Des progrès indéniables ont toutefois été accomplis au cours des années récentes pour mieux exécuter les arrêts de la Cour. Une circulaire du Premier ministre en date du 23 avril 2010 a notamment clarifié les modalités internes de suivi et de compte-rendu de l'exécution des arrêts rendus à l'encontre de la France.
b) Un renforcement du dialogue des juges
Des progrès importants ont également été réalisés en matière de dialogue entre juridictions suprêmes et d'appropriation par les juges français de la jurisprudence de la Cour européenne des droits de l'homme. Le Conseil d'État et la Cour de cassation se sont ainsi tous deux dotés d'un bureau du droit européen chargé d'effectuer une veille sur la jurisprudence de la Cour et d'en rendre compte régulièrement. Tout nouveau magistrat affecté dans l'une de ces deux juridictions est invité à effectuer un stage de plusieurs jours à la Cour européenne des droits de l'homme : comme l'a indiqué M. Patrick Titiun, chef de cabinet du président de la Cour, quatre sessions sont désormais organisées chaque année pour accueillir des magistrats français et leur faire découvrir la Cour. Le colloque qui réunit chaque année les présidents des cours suprêmes est également l'occasion de favoriser les échanges.
De fait, aujourd'hui, près de 25% des décisions rendues par le Conseil d'État font application de la Convention européenne des droits de l'homme : le juge français est bien devenu le premier juge de l'application de la Convention en France, conformément au principe de subsidiarité .
Vos rapporteurs ont par ailleurs souhaité connaître la position de MM. Jean-Marc Sauvé, vice-président du Conseil d'État, et Vincent Lamanda, premier président de la Cour de cassation, sur l'opportunité de permettre aux deux juridictions qu'ils président de saisir la Cour européenne des droits de l'homme d'une demande d'avis consultatif : alors que le premier s'y est déclaré favorable, le second s'est dit plutôt réservé sur cette possibilité - rappelant que la Cour européenne des droits de l'homme se prononçait en principe in concreto , au vu des circonstances de l'espèce, et que dans ce contexte, il apparaissait difficile de soumettre une demande d'avis à la Cour sans l'inviter à prendre position sur le cas d'espèce.

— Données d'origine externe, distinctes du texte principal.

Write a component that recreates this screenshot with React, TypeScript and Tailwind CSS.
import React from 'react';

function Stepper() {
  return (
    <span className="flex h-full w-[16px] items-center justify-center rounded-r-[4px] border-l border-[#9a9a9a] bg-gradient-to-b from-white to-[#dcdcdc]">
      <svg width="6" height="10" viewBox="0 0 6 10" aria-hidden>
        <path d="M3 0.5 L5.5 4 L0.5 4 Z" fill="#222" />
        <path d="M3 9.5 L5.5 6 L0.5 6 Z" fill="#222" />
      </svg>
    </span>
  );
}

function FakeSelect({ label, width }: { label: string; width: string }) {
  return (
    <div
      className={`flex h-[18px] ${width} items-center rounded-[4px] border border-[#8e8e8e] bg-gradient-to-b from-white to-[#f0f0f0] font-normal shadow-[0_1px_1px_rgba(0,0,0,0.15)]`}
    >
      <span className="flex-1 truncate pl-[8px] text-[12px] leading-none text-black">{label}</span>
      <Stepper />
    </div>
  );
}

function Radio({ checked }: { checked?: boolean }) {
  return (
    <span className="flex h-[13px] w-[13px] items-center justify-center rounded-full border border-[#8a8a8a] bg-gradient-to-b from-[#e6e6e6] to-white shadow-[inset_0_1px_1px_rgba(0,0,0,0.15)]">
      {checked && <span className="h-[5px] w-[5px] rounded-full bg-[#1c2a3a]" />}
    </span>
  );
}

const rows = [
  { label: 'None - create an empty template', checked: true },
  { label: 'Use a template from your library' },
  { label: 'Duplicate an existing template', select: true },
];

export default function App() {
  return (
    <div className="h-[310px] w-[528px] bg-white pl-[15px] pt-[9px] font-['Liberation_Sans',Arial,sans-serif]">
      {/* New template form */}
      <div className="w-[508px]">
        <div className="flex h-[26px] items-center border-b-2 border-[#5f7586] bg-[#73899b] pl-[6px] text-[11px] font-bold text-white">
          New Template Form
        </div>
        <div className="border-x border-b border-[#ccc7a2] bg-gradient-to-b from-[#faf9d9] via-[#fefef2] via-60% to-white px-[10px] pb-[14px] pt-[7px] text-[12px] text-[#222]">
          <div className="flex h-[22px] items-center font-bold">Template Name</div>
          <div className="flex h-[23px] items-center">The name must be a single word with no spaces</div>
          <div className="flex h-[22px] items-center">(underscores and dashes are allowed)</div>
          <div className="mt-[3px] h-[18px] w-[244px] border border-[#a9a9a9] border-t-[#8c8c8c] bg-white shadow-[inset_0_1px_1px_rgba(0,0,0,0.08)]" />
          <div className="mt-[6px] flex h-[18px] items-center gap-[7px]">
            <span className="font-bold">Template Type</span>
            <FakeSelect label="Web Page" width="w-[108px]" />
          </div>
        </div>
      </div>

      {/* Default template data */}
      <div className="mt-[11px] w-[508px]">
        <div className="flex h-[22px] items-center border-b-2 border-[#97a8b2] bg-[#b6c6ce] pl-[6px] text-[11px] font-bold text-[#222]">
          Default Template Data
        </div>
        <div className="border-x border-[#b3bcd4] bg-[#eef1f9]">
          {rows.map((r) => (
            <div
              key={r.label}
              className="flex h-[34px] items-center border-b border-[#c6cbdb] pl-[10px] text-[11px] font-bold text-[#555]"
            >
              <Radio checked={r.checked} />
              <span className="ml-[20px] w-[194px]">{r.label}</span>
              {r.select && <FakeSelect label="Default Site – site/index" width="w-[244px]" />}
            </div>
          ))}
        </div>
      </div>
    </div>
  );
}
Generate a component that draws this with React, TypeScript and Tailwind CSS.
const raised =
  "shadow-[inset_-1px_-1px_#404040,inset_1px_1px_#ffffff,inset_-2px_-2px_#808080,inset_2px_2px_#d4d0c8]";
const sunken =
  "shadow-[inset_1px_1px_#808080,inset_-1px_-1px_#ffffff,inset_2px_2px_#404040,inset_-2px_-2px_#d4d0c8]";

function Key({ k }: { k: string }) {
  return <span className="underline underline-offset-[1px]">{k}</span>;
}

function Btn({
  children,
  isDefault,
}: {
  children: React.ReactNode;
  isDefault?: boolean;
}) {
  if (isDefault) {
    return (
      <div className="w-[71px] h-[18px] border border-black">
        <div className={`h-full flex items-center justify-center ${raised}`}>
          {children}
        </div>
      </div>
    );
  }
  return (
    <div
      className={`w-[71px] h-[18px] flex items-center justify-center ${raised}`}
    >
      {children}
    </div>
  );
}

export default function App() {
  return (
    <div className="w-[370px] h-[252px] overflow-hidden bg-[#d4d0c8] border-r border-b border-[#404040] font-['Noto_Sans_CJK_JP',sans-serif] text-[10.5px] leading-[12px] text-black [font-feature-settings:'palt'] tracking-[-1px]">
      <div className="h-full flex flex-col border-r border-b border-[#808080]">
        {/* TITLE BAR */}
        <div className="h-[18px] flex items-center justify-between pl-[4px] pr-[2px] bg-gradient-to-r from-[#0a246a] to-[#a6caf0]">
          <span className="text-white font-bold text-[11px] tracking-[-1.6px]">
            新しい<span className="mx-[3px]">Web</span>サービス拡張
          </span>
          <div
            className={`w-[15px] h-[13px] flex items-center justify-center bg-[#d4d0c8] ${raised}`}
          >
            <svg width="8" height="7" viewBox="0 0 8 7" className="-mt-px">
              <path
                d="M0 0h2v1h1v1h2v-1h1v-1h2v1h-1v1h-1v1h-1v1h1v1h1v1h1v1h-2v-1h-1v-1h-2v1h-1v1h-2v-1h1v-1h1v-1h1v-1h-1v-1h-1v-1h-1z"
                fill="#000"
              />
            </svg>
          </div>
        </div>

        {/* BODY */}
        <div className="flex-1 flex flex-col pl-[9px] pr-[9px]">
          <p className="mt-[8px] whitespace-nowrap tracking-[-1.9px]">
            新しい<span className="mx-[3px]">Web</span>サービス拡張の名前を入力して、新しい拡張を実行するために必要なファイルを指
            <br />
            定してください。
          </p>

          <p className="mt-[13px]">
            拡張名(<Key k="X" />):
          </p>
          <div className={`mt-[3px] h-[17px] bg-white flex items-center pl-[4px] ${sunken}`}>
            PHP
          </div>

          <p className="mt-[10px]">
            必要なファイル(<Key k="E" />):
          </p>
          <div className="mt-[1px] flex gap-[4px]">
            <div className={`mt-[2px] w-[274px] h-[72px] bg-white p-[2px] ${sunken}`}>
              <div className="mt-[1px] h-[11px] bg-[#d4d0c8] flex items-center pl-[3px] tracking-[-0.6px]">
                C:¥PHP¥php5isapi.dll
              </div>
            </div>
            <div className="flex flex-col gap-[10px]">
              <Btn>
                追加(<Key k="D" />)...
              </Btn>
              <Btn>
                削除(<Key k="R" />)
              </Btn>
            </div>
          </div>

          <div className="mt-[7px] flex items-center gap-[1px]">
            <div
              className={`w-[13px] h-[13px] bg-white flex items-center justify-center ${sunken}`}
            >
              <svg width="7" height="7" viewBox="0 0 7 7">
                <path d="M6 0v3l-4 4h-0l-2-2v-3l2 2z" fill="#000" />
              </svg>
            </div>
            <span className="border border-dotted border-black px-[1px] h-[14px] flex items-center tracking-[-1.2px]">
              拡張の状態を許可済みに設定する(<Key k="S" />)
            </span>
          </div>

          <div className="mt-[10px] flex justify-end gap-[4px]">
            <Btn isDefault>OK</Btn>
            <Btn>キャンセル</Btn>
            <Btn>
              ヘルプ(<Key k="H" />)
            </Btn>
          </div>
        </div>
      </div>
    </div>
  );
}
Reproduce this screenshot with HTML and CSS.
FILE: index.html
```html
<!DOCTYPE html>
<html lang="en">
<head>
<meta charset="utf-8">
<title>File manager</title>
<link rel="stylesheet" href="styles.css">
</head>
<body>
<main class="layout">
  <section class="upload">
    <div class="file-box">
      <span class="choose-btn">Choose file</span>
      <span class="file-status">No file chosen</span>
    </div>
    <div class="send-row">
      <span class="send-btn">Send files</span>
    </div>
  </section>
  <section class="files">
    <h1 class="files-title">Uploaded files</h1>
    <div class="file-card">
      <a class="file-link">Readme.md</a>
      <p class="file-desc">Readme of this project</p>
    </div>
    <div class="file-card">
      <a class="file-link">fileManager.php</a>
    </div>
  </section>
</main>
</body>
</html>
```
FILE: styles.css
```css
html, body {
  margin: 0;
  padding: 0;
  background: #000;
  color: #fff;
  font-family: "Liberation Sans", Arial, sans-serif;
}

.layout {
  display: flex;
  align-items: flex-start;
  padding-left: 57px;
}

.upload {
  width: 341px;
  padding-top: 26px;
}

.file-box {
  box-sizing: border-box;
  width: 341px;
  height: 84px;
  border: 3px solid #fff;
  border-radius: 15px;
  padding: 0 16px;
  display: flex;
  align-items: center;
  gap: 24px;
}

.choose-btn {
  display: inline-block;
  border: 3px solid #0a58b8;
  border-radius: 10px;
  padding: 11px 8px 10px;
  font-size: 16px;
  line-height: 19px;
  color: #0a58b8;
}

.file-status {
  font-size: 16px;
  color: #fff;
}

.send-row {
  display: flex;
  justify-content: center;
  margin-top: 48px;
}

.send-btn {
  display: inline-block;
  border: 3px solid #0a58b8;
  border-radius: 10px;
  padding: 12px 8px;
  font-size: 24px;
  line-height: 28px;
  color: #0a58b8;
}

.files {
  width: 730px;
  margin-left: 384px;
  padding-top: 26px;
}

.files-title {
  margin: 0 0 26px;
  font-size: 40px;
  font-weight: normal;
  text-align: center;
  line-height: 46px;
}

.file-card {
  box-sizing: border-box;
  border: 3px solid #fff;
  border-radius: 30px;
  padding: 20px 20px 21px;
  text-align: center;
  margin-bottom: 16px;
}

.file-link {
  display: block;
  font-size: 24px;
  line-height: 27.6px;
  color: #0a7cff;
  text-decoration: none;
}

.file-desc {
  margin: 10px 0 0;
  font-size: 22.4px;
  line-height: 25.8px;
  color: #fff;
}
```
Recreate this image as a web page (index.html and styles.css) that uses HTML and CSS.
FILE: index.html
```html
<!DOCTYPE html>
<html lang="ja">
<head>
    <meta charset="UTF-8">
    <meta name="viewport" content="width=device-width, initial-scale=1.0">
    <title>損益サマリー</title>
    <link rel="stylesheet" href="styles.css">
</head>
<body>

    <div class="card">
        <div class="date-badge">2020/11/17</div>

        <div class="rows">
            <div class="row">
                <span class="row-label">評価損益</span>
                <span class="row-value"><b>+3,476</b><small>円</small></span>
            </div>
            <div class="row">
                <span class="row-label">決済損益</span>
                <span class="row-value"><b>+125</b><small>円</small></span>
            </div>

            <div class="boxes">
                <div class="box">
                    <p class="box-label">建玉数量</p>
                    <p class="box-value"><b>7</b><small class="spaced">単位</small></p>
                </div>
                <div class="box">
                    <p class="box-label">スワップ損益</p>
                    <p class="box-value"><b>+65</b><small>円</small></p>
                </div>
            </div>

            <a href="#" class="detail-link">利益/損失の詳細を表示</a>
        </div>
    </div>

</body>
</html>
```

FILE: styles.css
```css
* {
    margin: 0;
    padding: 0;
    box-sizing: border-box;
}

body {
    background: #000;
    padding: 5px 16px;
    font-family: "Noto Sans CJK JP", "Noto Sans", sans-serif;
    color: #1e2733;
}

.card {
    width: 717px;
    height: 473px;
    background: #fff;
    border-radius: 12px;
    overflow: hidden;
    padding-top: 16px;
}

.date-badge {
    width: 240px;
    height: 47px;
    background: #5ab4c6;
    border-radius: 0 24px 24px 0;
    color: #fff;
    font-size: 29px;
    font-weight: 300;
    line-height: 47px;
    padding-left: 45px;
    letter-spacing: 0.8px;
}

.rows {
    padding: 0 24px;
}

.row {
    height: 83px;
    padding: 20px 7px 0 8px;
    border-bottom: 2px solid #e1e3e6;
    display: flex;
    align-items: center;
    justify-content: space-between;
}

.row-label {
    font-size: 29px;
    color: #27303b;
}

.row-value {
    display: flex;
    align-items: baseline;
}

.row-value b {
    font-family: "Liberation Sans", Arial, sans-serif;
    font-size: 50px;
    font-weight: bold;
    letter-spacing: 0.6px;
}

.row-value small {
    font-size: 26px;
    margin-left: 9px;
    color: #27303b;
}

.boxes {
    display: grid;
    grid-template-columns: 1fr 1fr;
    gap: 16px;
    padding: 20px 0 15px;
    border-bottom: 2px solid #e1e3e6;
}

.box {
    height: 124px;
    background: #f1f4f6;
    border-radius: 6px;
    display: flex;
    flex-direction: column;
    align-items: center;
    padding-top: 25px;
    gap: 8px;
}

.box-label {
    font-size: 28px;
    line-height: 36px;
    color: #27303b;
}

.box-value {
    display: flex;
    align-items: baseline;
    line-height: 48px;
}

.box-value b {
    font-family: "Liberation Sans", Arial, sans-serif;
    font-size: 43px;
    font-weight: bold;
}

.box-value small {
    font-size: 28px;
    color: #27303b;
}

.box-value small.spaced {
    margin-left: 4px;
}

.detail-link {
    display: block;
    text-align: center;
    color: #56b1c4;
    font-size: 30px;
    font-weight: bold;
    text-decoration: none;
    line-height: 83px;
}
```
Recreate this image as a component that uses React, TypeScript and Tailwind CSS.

Pour leur part, vos rapporteurs estiment que la France ne devrait pas se priver a priori , dans la mesure où nos juridictions suprêmes pourraient l'utiliser lorsque cela leur paraît nécessaire, de la possibilité de recourir à cette procédure d'avis consultatif : ils souhaitent par conséquent que la France adhère au protocole facultatif que le comité des ministres a été invité par la conférence de Brighton à rédiger d'ici fin 2013.
Au-delà de ce renforcement du dialogue entre nos juridictions et la Cour de Strasbourg, vos rapporteurs estiment nécessaire de poursuivre les efforts engagés pour mieux diffuser une culture de la Convention européenne des droits de l'homme dans notre pays. En particulier, il leur paraît indispensable de donner à l'enseignement des libertés publiques une place plus importante dans les cursus universitaires.
c) La nécessité d'une implication plus forte du Parlement
Au-delà de ces efforts, vos rapporteurs ont conscience qu'un meilleur respect de la Convention européenne des droits de l'homme par notre pays passe nécessairement par une implication plus forte du Parlement. Plusieurs condamnations récentes - concernant la garde à vue 26 ( * ) ou le droit d'asile 27 ( * ) par exemple - ont en effet trouvé leur source dans des lois qui ne respectaient pas les prescriptions édictées dans la Convention.
Pour ces raisons, vos rapporteurs souhaitent que, désormais, les études d'impact annexées aux projets de loi tout comme les rapports législatifs des commissions consacrent systématiquement une partie à la conformité du projet ou de la proposition de loi examinée avec les stipulations de la Convention et la jurisprudence de la Cour .
* 24 Arrêt Brusco c. France du 14 octobre 2010.
* 25 Notamment arrêts Salduz c. Turquie du 27 novembre 2008 et Dayanan c. Turquie du 13 octobre 2009.
* 26 Arrêt Brusco c. France précité.
* 27 Arrêt I.M. c. France, 2 février 2012.